The military has for decades used sonar for underwater communication.
Now, researchers at the University at Buffalo are developing a miniaturized version of the same technology to be applied inside the human body to treat diseases such as diabetes and heart failure in real time.
The advancement relies on sensors that use ultrasounds - the same inaudible sound waves used by the navy for sonar and doctors for sonograms - to wirelessly share information between medical devices implanted in or worn by people.
"This is a biomedical advancement that could revolutionize the way we care for people suffering from the major diseases of our time," said Tommaso Melodia, PhD, UB associate professor of electrical engineering.
His research, "Towards Ultrasonic Networking for Implantable Biomedical Device," is supported by a five-year, $449,000 National Science Foundation (NSF) CAREER grant. The CAREER award is the foundation's most prestigious for young investigators.

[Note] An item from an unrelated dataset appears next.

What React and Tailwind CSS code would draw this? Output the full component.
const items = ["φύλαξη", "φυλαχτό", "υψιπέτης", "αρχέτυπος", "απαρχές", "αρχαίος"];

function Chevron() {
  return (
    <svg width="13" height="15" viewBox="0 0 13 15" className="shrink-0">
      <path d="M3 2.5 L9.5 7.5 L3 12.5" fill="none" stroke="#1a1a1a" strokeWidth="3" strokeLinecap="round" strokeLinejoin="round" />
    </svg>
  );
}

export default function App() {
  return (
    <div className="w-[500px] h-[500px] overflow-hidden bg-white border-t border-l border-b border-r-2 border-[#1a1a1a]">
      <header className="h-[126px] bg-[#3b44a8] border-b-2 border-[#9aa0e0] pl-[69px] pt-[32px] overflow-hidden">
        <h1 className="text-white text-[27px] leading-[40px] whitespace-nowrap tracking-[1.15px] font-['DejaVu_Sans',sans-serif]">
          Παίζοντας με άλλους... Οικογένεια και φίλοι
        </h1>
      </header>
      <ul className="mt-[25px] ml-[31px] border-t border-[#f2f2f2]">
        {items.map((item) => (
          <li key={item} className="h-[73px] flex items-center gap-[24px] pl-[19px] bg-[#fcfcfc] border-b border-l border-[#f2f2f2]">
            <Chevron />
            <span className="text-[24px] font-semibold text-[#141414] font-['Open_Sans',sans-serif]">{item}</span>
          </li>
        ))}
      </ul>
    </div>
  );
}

The idea of creating a network of wireless body sensors, also called a "body area network," is not new. Development of the technology began roughly 10 years ago.
But most work has focused on linking sensors together via electromagnetic radio frequency waves - the same type used in cellular phones, GPS units and other common wireless devices.
Radio waves can be effective but they have drawbacks such as the heat they generate. Also, because radio waves propagate poorly through skin, muscle and other body tissue, they require relatively large amounts of energy, he said.
Ultrasounds may be a more efficient way to share information, Melodia said, because roughly 65 percent of the body is composed of water. This suggests that medical devices, such as a pacemaker and an instrument that measures blood oxygen levels, could communicate more effectively via ultrasounds compared to radio waves.
"Think of how the Navy uses sonar to communicate between submarines and detect enemy ships," Melodia said. "It's the same principle, only applied to ultrasonic sensors that are small enough to work together inside the human body and more effectively help treat diseases."
Another example involves connecting blood glucose sensors with implantable insulin pumps. The sensors would monitor the blood and regulate, through the pumps, the dosage of insulin as needed in real time.
"We are really just scratching the surface of what's possible. There are countless potential applications," he said.
Melodia will use the NSF grant to do more modeling and conduct experiments with ultrasonic, wireless body sensor networks. The grant will support PhD student G. Enrico Santagati, who already has contributed significantly to the project, as well as undergraduate students.
The research will address issues such as how to:
•design transmission schemes to accurately relay information between sensors without causing body tissue to overheat
•design networking protocols specialized for intra-body sensors
•how to model ultrasonic interference
•accurately simulate ultrasonic networks
•design the first existing reconfigurable testbed for experimental evaluation of ultrasonic networks.